» **Information provided**
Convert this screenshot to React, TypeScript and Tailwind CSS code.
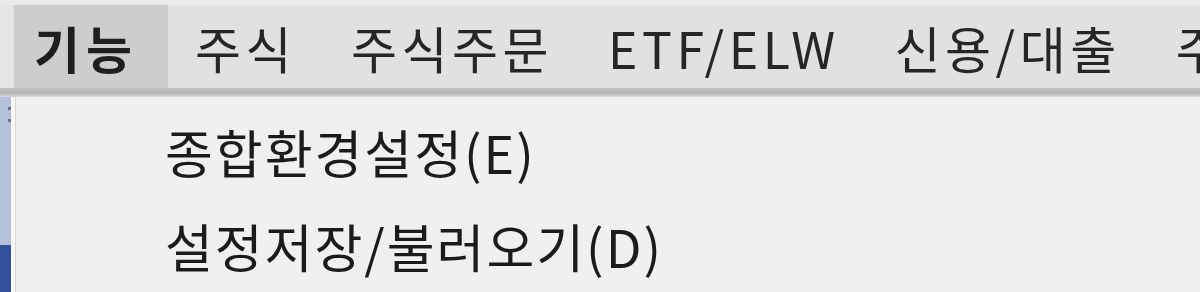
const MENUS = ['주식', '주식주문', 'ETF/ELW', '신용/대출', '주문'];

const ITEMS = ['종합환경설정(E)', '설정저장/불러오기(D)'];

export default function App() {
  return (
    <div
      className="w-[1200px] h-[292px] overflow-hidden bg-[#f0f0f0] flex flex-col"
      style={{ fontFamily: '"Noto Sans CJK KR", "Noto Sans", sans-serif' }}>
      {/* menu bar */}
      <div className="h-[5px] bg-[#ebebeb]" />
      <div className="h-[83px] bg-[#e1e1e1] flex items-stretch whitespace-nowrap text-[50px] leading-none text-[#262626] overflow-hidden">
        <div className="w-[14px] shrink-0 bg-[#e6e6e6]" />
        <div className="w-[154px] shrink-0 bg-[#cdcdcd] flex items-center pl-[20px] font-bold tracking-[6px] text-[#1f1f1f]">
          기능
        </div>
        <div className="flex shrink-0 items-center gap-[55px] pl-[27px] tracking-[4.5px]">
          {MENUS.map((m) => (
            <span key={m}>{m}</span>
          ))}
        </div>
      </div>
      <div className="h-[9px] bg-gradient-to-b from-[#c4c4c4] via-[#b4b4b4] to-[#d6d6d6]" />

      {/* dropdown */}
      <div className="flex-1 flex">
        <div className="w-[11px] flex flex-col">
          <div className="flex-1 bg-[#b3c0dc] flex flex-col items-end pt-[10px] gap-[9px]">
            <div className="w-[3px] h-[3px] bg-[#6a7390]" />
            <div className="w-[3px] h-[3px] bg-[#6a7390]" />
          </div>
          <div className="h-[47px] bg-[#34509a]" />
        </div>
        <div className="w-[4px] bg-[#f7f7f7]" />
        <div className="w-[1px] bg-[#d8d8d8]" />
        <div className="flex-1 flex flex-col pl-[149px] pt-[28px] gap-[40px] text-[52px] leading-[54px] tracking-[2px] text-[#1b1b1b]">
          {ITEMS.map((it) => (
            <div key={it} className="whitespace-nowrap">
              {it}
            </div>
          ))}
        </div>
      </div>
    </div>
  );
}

» **Required task**
The data should be printed again unchanged; leave its pictures out.

» **Expected answer**
Convert this screenshot to React, TypeScript and Tailwind CSS code.
const MENUS = ['주식', '주식주문', 'ETF/ELW', '신용/대출', '주문'];

const ITEMS = ['종합환경설정(E)', '설정저장/불러오기(D)'];

export default function App() {
  return (
    <div
      className="w-[1200px] h-[292px] overflow-hidden bg-[#f0f0f0] flex flex-col"
      style={{ fontFamily: '"Noto Sans CJK KR", "Noto Sans", sans-serif' }}>
      {/* menu bar */}
      <div className="h-[5px] bg-[#ebebeb]" />
      <div className="h-[83px] bg-[#e1e1e1] flex items-stretch whitespace-nowrap text-[50px] leading-none text-[#262626] overflow-hidden">
        <div className="w-[14px] shrink-0 bg-[#e6e6e6]" />
        <div className="w-[154px] shrink-0 bg-[#cdcdcd] flex items-center pl-[20px] font-bold tracking-[6px] text-[#1f1f1f]">
          기능
        </div>
        <div className="flex shrink-0 items-center gap-[55px] pl-[27px] tracking-[4.5px]">
          {MENUS.map((m) => (
            <span key={m}>{m}</span>
          ))}
        </div>
      </div>
      <div className="h-[9px] bg-gradient-to-b from-[#c4c4c4] via-[#b4b4b4] to-[#d6d6d6]" />

      {/* dropdown */}
      <div className="flex-1 flex">
        <div className="w-[11px] flex flex-col">
          <div className="flex-1 bg-[#b3c0dc] flex flex-col items-end pt-[10px] gap-[9px]">
            <div className="w-[3px] h-[3px] bg-[#6a7390]" />
            <div className="w-[3px] h-[3px] bg-[#6a7390]" />
          </div>
          <div className="h-[47px] bg-[#34509a]" />
        </div>
        <div className="w-[4px] bg-[#f7f7f7]" />
        <div className="w-[1px] bg-[#d8d8d8]" />
        <div className="flex-1 flex flex-col pl-[149px] pt-[28px] gap-[40px] text-[52px] leading-[54px] tracking-[2px] text-[#1b1b1b]">
          {ITEMS.map((it) => (
            <div key={it} className="whitespace-nowrap">
              {it}
            </div>
          ))}
        </div>
      </div>
    </div>
  );
}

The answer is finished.